**Directions for this task**:
Return, without pictures, the lines from the start of the data through the one that contains "const cols = 'grid".

**Information supplied**:
Begin

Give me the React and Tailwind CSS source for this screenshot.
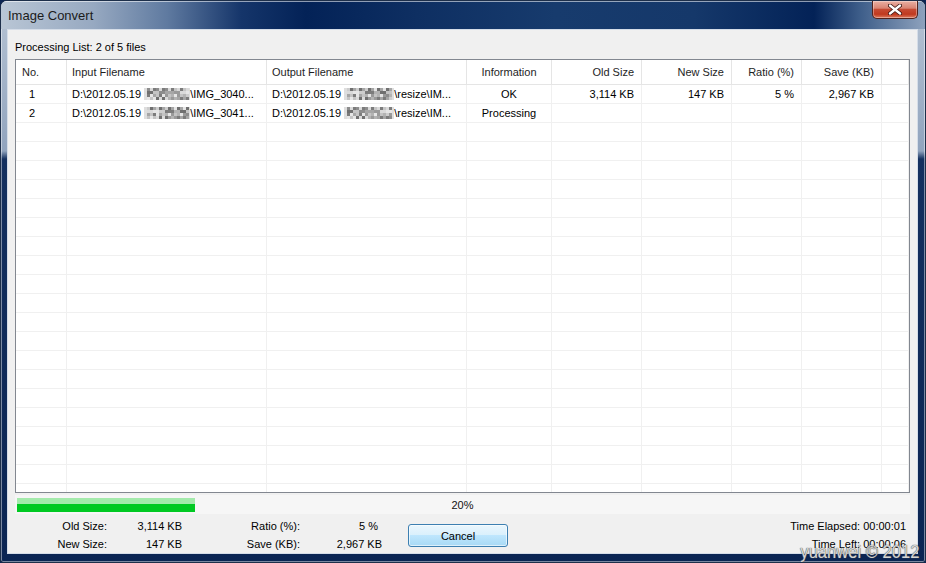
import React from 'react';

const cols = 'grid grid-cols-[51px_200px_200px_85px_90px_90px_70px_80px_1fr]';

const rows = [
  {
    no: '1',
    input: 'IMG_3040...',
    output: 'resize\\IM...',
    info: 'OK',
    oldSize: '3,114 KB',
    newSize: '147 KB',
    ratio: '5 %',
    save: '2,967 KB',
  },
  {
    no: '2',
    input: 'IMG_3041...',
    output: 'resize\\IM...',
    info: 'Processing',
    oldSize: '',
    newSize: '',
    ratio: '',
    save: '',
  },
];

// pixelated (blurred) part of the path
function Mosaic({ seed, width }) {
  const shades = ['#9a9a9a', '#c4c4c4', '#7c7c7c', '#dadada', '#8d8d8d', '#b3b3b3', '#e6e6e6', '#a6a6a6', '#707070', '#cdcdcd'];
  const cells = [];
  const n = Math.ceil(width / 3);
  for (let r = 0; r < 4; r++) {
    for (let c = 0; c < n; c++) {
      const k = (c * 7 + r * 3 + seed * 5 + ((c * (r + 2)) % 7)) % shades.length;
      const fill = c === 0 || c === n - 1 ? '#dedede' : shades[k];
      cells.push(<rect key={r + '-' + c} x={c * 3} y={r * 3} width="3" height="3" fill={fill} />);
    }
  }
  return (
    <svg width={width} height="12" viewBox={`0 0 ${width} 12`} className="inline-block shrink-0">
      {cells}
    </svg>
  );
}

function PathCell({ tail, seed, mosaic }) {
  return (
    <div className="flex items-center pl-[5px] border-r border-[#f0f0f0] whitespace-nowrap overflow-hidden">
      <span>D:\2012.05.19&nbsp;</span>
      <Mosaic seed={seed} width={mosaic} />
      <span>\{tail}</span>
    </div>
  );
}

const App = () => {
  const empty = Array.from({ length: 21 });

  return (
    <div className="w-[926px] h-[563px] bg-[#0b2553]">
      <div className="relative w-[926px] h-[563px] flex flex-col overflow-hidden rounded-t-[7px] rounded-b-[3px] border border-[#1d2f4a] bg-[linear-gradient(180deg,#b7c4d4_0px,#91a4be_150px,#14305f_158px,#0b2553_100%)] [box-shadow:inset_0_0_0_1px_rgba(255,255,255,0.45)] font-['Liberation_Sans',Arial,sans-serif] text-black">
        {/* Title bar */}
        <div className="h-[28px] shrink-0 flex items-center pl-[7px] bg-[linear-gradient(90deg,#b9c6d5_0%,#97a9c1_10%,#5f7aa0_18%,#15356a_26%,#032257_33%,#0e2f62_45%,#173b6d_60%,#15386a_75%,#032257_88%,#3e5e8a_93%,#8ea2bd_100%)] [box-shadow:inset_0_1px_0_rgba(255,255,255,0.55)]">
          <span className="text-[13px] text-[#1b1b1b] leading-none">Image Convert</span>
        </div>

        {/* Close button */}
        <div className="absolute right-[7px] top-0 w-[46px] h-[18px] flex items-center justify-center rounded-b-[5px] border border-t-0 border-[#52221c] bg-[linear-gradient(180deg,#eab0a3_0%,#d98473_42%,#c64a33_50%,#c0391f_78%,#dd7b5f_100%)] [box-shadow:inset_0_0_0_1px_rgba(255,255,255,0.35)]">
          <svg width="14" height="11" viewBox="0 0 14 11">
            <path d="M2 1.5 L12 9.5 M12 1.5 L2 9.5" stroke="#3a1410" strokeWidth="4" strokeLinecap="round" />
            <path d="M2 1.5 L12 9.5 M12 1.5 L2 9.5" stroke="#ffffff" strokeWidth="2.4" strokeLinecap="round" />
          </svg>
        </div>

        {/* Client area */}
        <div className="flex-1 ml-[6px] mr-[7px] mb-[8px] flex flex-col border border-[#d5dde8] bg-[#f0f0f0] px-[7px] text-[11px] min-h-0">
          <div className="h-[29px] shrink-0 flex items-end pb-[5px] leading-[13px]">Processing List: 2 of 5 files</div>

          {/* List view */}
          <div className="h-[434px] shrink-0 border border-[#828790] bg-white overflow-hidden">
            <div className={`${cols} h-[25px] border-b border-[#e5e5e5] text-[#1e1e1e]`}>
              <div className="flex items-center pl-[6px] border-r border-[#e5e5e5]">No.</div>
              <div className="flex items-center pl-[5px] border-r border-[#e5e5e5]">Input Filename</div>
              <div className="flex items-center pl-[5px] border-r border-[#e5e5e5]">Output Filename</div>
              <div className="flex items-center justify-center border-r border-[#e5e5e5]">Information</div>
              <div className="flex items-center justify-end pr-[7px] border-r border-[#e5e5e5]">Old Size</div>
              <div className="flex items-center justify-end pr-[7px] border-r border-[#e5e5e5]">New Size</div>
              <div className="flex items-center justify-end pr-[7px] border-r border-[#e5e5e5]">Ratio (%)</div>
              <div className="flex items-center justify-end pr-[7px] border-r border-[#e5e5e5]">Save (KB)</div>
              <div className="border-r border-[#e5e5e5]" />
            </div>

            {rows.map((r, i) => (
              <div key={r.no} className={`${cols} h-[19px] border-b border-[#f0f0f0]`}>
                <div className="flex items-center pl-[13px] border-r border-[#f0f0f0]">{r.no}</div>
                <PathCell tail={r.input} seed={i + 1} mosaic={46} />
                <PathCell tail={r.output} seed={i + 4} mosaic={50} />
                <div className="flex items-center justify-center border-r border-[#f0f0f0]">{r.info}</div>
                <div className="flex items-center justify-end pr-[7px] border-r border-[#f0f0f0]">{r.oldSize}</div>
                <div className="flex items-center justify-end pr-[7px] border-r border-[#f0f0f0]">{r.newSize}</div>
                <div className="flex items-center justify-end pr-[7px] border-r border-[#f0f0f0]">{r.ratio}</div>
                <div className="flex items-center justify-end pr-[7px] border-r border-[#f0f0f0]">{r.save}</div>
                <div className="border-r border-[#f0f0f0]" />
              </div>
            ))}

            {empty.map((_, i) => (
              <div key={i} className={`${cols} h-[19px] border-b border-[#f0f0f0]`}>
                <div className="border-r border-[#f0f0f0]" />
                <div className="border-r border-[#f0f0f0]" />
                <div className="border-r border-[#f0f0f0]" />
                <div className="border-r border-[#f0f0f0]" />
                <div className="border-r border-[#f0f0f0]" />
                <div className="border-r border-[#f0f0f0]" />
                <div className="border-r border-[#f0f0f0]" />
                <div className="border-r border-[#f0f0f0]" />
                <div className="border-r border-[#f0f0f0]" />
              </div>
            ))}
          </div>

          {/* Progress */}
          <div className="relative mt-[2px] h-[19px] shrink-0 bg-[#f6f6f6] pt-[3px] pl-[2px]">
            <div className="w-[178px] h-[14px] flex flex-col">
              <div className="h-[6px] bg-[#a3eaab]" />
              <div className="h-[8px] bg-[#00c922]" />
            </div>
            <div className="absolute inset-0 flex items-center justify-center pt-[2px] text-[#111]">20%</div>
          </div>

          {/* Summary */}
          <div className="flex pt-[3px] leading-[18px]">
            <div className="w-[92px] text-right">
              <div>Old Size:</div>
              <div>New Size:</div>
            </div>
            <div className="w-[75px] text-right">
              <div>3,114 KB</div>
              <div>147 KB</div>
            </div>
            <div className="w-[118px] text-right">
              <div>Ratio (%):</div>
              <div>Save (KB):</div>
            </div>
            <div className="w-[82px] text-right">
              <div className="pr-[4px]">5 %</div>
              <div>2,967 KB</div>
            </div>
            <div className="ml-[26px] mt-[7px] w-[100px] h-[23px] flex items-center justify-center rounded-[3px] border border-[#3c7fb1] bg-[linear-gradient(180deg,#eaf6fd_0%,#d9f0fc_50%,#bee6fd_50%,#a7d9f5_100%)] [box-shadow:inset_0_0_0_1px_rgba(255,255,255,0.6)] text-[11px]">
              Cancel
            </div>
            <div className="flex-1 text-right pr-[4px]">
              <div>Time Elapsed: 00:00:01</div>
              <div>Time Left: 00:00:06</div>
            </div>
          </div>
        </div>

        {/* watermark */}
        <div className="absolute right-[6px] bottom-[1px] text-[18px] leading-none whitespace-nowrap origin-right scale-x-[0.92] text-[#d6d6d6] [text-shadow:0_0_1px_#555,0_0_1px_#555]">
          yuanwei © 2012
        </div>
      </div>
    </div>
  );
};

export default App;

End

**Final answer**:
Give me the React and Tailwind CSS source for this screenshot.
import React from 'react';

const cols = 'grid grid-cols-[51px_200px_200px_85px_90px_90px_70px_80px_1fr]';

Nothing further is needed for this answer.